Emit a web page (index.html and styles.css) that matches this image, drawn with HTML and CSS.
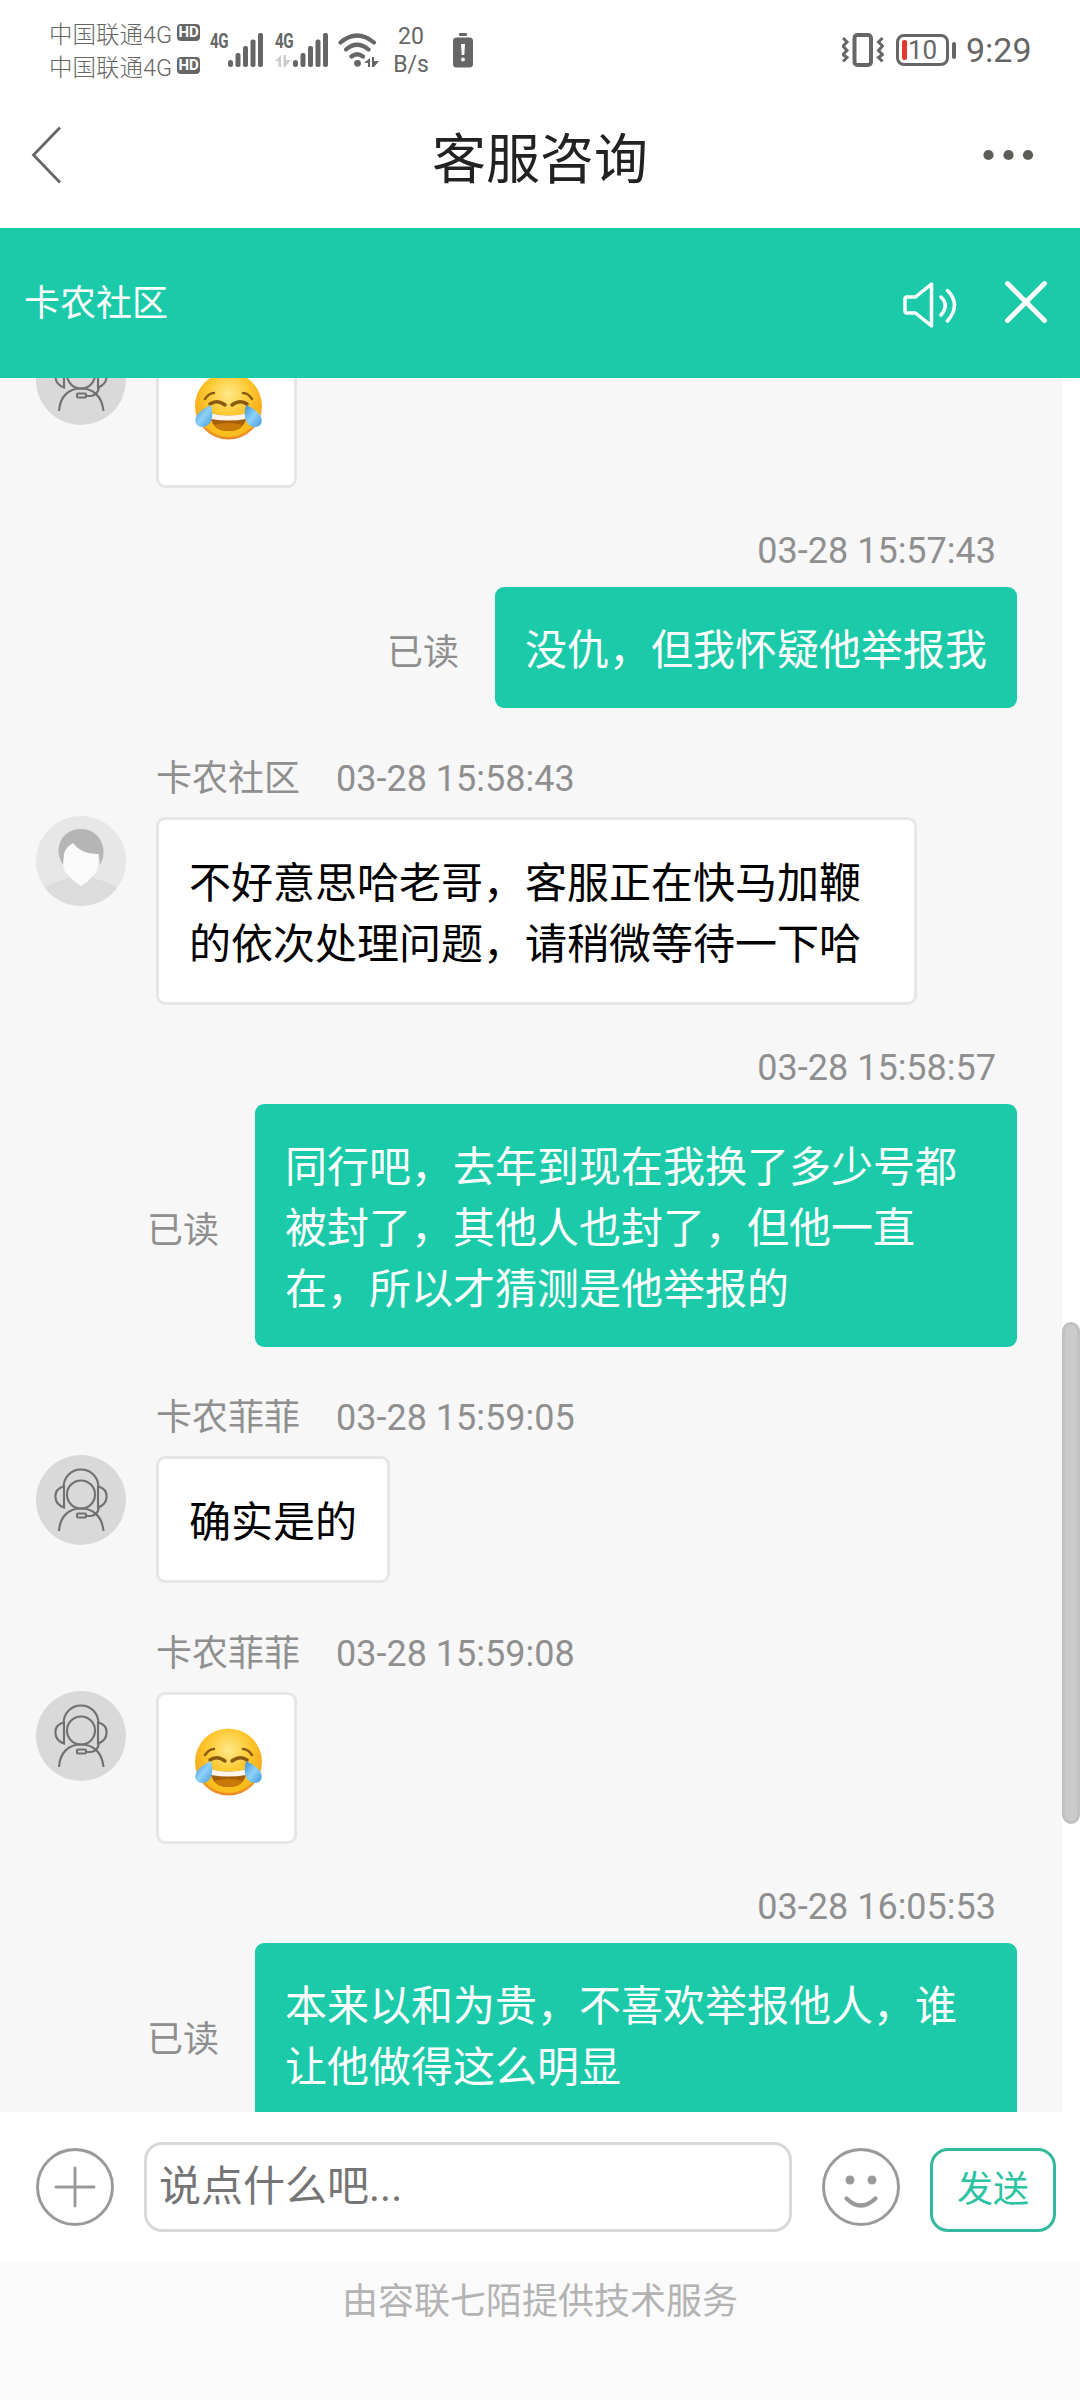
FILE: index.html
```html
<!DOCTYPE html>
<html lang="zh-CN">
<head>
<meta charset="utf-8">
<title>客服咨询</title>
<link rel="stylesheet" href="styles.css">
</head>
<body>
<svg class="defs" width="0" height="0" aria-hidden="true">
  <defs>
    <radialGradient id="face" cx=".5" cy=".32" r=".68">
      <stop offset="0" stop-color="#ffe88a"/><stop offset=".5" stop-color="#fdc62b"/><stop offset=".82" stop-color="#f7a81c"/><stop offset="1" stop-color="#e8842a"/>
    </radialGradient>
    <linearGradient id="lower" x1="0" y1="0" x2="0" y2="1">
      <stop offset=".5" stop-color="#ffd21c" stop-opacity="0"/><stop offset="1" stop-color="#ffd21c" stop-opacity=".7"/>
    </linearGradient>
    <linearGradient id="tear" x1="0" y1="0" x2="1" y2="1">
      <stop offset="0" stop-color="#3a8fd6"/><stop offset=".5" stop-color="#8fd2f8"/><stop offset="1" stop-color="#4199e0"/>
    </linearGradient>
    <symbol id="joy" viewBox="0 0 72 72">
      <circle cx="35.500" cy="36" r="33.500" fill="url(#face)"/>
      <circle cx="35.500" cy="36" r="31" fill="url(#lower)"/>
      <g fill="none" stroke="#8a5a10" stroke-width="2.500" stroke-linecap="round">
        <path d="M12 29q4-6 9-6M59 29q-4-6-9-6"/>
        <path d="M17 34q7-5 15 1M39 35q8-6 15-1" stroke-width="3.500"/>
      </g>
      <path d="M17 43q18.500 5 37 0q-1 18-18.500 18T17 43z" fill="#a65f08"/>
      <path d="M17 43q18.500 5 37 0l-1 6q-17.500 3-35 0z" fill="#fff5ea"/>
      <path d="M21 55q14-4 29 0q-4 6-14.500 6T21 55z" fill="#c87909"/>
      <path d="M18 35q3 12-1 18q-5 6-12 3q-5-4-1-11q5-6 14-10z" fill="url(#tear)"/>
      <path d="M53 35q-3 12 1 18q5 6 12 3q5-4 1-11q-5-6-14-10z" fill="url(#tear)"/>
    </symbol>
    <symbol id="agent" viewBox="0 0 90 90">
      <circle cx="45" cy="45" r="45" fill="#d9d9d9"/>
      <g fill="none" stroke="#707070" stroke-width="2.100">
        <circle cx="45" cy="39.500" r="14"/>
        <path d="M27.500 32C28 22 35 14.500 45 14.500S62 22 62.500 32"/>
        <path d="M28 31.500c-12 3-11 17 0 21zM62 31.500c12 3 11 17 0 21z"/>
        <path d="M23 76C24 61 33 53.500 45 53.500S66 61 67.500 76"/>
        <path d="M63 52q-1 8-8 9h-5"/>
        <rect x="41" y="58.500" width="9" height="4" rx="1"/>
      </g>
    </symbol>
    <symbol id="bars" viewBox="0 0 36 34">
      <g fill="#666"><rect x="0" y="27" width="5" height="7" rx="2.500"/><rect x="7.500" y="20" width="5" height="14" rx="2"/><rect x="15" y="13" width="5" height="21" rx="2"/><rect x="22.500" y="6.500" width="5" height="27.500" rx="2"/><rect x="30" y="0" width="5" height="34" rx="2"/></g>
    </symbol>
  </defs>
</svg>

<header class="status">
  <div class="carriers">
    <div class="carrier">中国联通4G<span class="hd">HD</span></div>
    <div class="carrier">中国联通4G<span class="hd">HD</span></div>
  </div>
  <div class="signal">
    <span class="net">4G</span>
    <svg width="36" height="34"><use href="#bars"/></svg>
  </div>
  <div class="signal">
    <div class="net-col">
      <span class="net">4G</span>
      <svg width="16" height="12" viewBox="0 0 16 12" fill="#ccc"><path d="M6 0v12H3.500V6H0zM8.500 0H11v5h5l-6 7H8.500z"/></svg>
    </div>
    <svg width="36" height="34"><use href="#bars"/></svg>
  </div>
  <svg class="wifi" width="42" height="34" viewBox="0 0 42 34">
    <g fill="none" stroke="#666" stroke-width="4.200" stroke-linecap="round"><path d="M2.500 9.500Q19 -4.500 36 9.500M8 16.500Q19 7 30.500 16.500M13.500 23.500Q19 19 25 23.500"/></g>
    <circle cx="19.500" cy="30.300" r="3.400" fill="#666"/>
    <path fill="#666" d="M32 25v9h-2v-4h-4zM34 24h2v4h5l-5 6h-2z"/>
  </svg>
  <div class="speed"><span>20</span><span>B/s</span></div>
  <svg class="low" width="20" height="35" viewBox="0 0 20 35"><rect x="6" y="0" width="8" height="3" rx="1" fill="#666"/><rect x="0" y="4.500" width="20" height="30" rx="3.500" fill="#666"/><path d="M8 11h4l-.7 11H8.700z" fill="#fff"/><circle cx="10" cy="26.500" r="1.900" fill="#fff"/></svg>
  <div class="status-right">
    <svg width="42" height="34" viewBox="0 0 42 34" fill="none" stroke="#666"><rect x="12.500" y="2" width="16.500" height="30" rx="3" stroke-width="4"/><path d="M1 5l4 4-4 4 4 4.500-4 4 4 3-4 4M40.500 5l-4 4 4 4-4 4.500 4 4-4 3 4 4" stroke-width="3"/></svg>
    <div class="battery"><i class="charge"></i>10</div>
    <i class="tip"></i>
    <span class="clock">9:29</span>
  </div>
</header>

<nav class="nav">
  <svg width="52" height="58" viewBox="0 0 52 58"><path d="M29 1.500L2.500 29 29 56.500" fill="none" stroke="#666" stroke-width="2.800"/></svg>
  <h1 class="nav-title">客服咨询</h1>
  <svg width="52" height="12" viewBox="0 0 52 12" fill="#5c5c59"><circle cx="6.500" cy="6" r="5.100"/><circle cx="26.500" cy="6" r="5.100"/><circle cx="46" cy="6" r="5.100"/></svg>
</nav>

<section class="brand">
  <span class="brand-name">卡农社区</span>
  <svg class="speaker" width="56" height="50" viewBox="0 0 56 50" fill="none" stroke="#fff" stroke-width="3.500" stroke-linejoin="round" stroke-linecap="round"><path d="M5 17h8.500L29.500 4v42L13.500 33H5q-2 0-2-2V19q0-2 2-2z"/><path d="M39 17q8.500 8 0 18M45.500 10.500q14 14 0 30.500"/></svg>
  <svg width="44" height="44" viewBox="0 0 44 44" fill="none" stroke="#fff" stroke-width="4.800" stroke-linecap="round"><path d="M3.500 3.500l37 37M40.500 3.500l-37 37"/></svg>
</section>

<main class="chat">
  <div class="messages">
    <article class="msg in">
      <div class="row"><svg class="avatar"><use href="#agent"/></svg><div class="bubble pic"><svg class="emoji"><use href="#joy"/></svg></div></div>
    </article>
    <article class="msg out">
      <div class="meta"><time>03-28 15:57:43</time></div>
      <div class="row"><span class="read">已读</span><div class="bubble">没仇，但我怀疑他举报我</div></div>
    </article>
    <article class="msg in">
      <div class="meta"><span>卡农社区</span><time>03-28 15:58:43</time></div>
      <div class="row">
        <svg class="avatar" viewBox="0 0 90 90">
          <clipPath id="round"><circle cx="45" cy="45" r="45"/></clipPath>
          <g clip-path="url(#round)"><path fill="#e7e7e7" d="M0 0h90v90H0z"/><path fill="#dcdcdc" d="M8 72q6-5 22-9l6-4h18l6 4q16 4 22 9v20H8z"/></g>
          <path fill="#fbfafa" d="M27 30l10-6 25 12v13q0 7-6 12-5 6-11 9-6-3-11-9-7-5-7-13z"/>
          <path fill="#b5b5b5" d="M27 49q-5-8-4.500-16C24 20 33 13 45 13s21 8 22.500 21q.5 8-3.500 15l-1-11q-17 1-26-11-8 5-9 11z"/>
        </svg>
        <div class="bubble">不好意思哈老哥，客服正在快马加鞭的依次处理问题，请稍微等待一下哈</div>
      </div>
    </article>
    <article class="msg out">
      <div class="meta"><time>03-28 15:58:57</time></div>
      <div class="row"><span class="read">已读</span><div class="bubble">同行吧，去年到现在我换了多少号都被封了，其他人也封了，但他一直在，所以才猜测是他举报的</div></div>
    </article>
    <article class="msg in">
      <div class="meta"><span>卡农菲菲</span><time>03-28 15:59:05</time></div>
      <div class="row"><svg class="avatar"><use href="#agent"/></svg><div class="bubble">确实是的</div></div>
    </article>
    <article class="msg in">
      <div class="meta"><span>卡农菲菲</span><time>03-28 15:59:08</time></div>
      <div class="row"><svg class="avatar"><use href="#agent"/></svg><div class="bubble pic"><svg class="emoji"><use href="#joy"/></svg></div></div>
    </article>
    <article class="msg out">
      <div class="meta"><time>03-28 16:05:53</time></div>
      <div class="row"><span class="read">已读</span><div class="bubble">本来以和为贵，不喜欢举报他人，谁让他做得这么明显</div></div>
    </article>
  </div>
  <div class="track"><div class="thumb"></div></div>
</main>

<section class="composer">
  <svg width="78" height="78" viewBox="0 0 78 78" fill="none" stroke="#999" stroke-width="2.900"><circle cx="39" cy="39" r="37.500"/><path d="M39 20v38M20 39h38" stroke-linecap="round"/></svg>
  <div class="input">说点什么吧...</div>
  <svg width="78" height="78" viewBox="0 0 78 78" fill="none" stroke="#999" stroke-width="2.900"><circle cx="39" cy="39" r="37.500"/><circle cx="28" cy="32" r="4.500" fill="#999" stroke="none"/><circle cx="50" cy="32" r="4.500" fill="#999" stroke="none"/><path d="M24.500 50.500q14 14 29 0" stroke-width="4.200" stroke-linecap="round"/></svg>
  <div class="send">发送</div>
</section>
<footer class="credit">由容联七陌提供技术服务</footer>
</body>
</html>
```
FILE: styles.css
```css
* { box-sizing: border-box; }
body {
  margin: 0;
  width: 1080px;
  height: 2400px;
  display: flex;
  flex-direction: column;
  overflow: hidden;
  background: #fff;
  font-family: Roboto, "Noto Sans CJK SC", sans-serif;
  font-size: 36px;
}
svg { display: block; flex: none; }
.defs { position: absolute; }

/* status bar */
.status {
  height: 100px;
  flex: none;
  display: flex;
  align-items: center;
  padding: 0 49px;
  color: #666;
}
.carriers { width: 161px; padding-bottom: 2px; }
.carrier {
  display: flex;
  align-items: center;
  height: 33px;
  font-size: 23.5px;
  font-weight: 300;
  white-space: nowrap;
}
.hd {
  width: 23px;
  height: 17px;
  margin-left: 5px;
  border-radius: 4px;
  background: #666;
  color: #fff;
  font-size: 15px;
  font-weight: 700;
  line-height: 17px;
  text-align: center;
}
.signal { display: flex; height: 34px; width: 65px; }
.net { width: 18px; font: 700 21px/16px Roboto, sans-serif; letter-spacing: -.5px; transform: scaleX(.72); transform-origin: left; }
.net-col { display: flex; flex-direction: column; justify-content: space-between; width: 18px; }
.net, .net-col { flex: none; }
.wifi { margin-left: -2px; }
.speed { width: 46px; margin-left: 8px; padding-top: 1px; display: flex; flex-direction: column; text-align: center; font-size: 23px; line-height: 28px; }
.low { margin-left: 19px; }
.status-right { margin-left: auto; display: flex; align-items: center; }
.battery { display: flex; align-items: center; width: 53px; height: 32px; margin-left: 12px; padding-left: 3px; border: 3px solid #666; border-radius: 8px; font-size: 26px; line-height: 26px; }
.charge { width: 5px; height: 20px; margin-right: 1px; border-radius: 2px; background: #e5392f; }
.tip { width: 4px; height: 17px; margin-left: 3px; border-radius: 2px; background: #666; }
.clock { margin-left: 10px; font-size: 34px; line-height: 40px; width: 65px; }

/* page title */
.nav { height: 128px; flex: none; display: flex; align-items: center; justify-content: space-between; padding: 0 46px 18px 31px; }
.nav-title { margin: 0; padding: 12px 0 0 15px; color: #222; font-size: 54px; font-weight: 400; line-height: 70px; }

.brand { height: 150px; flex: none; display: flex; align-items: center; padding: 0 32px 2px 24px; background: #1bcaa8; color: #fff; }
.brand-name { flex: 1; padding-bottom: 5px; }
.speaker { margin: 6px 46px 0 0; }

/* conversation */
.chat { height: 1734px; flex: none; display: flex; overflow: hidden; }
.messages { width: 1062px; background: #f7f7f7; }
.msg { display: flex; flex-direction: column; }
.msg.in { margin-top: 44px; padding-left: 36px; }
.msg.out { margin-top: 36px; padding-right: 45px; }
.msg:first-child { margin-top: -42px; }
.meta { display: flex; gap: 36px; margin-bottom: 11px; color: #8f8f8f; line-height: 54px; }
.in .meta { padding-left: 120px; }
.out .meta { justify-content: flex-end; margin-bottom: 9px; padding-right: 21px; }
.row { display: flex; }
.out .row { justify-content: flex-end; align-items: center; gap: 36px; }
.read { color: #8f8f8f; padding-top: 11px; line-height: 48px; }
.avatar { width: 90px; height: 90px; margin: -1px 30px 0 0; }
.bubble { max-width: 762px; padding: 33px 30px 27px; border-radius: 9px; font-size: 42px; line-height: 61px; }
.in .bubble { max-width: 761px; border: 3px solid #e6e6e6; background: #fff; color: #000; }
.out .bubble { background: #1bcaa8; color: #fff; }
.pic { height: 152px; }
.emoji { width: 72px; height: 72px; margin: -2px -1px 0 4px; }
.track { width: 18px; padding-top: 944px; background: #fff; }
.thumb { height: 502px; border: 3px solid #c1c1c1; border-radius: 9px; background: #cbcbcb; }

/* composer */
.composer { height: 150px; flex: none; display: flex; align-items: center; padding: 0 24px 0 36px; }
.input { width: 648px; height: 90px; margin: 0 30px; padding: 3px 12px; border: 3px solid #d9d9d9; border-radius: 18px; color: #757575; font-size: 42px; line-height: 78px; }
.send { width: 126px; height: 84px; margin: 6px 0 0 30px; border: 3px solid #35b99c; border-radius: 18px; color: #2bc3a2; line-height: 79px; text-align: center; }
.credit { flex: 1; padding-top: 13px; background: #fafafa; color: #b3b3b3; line-height: 54px; text-align: center; }
```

----

_Brief_. Look through the listing above and count the lines where the string "page" appears. Report the number only.

_The output_. 2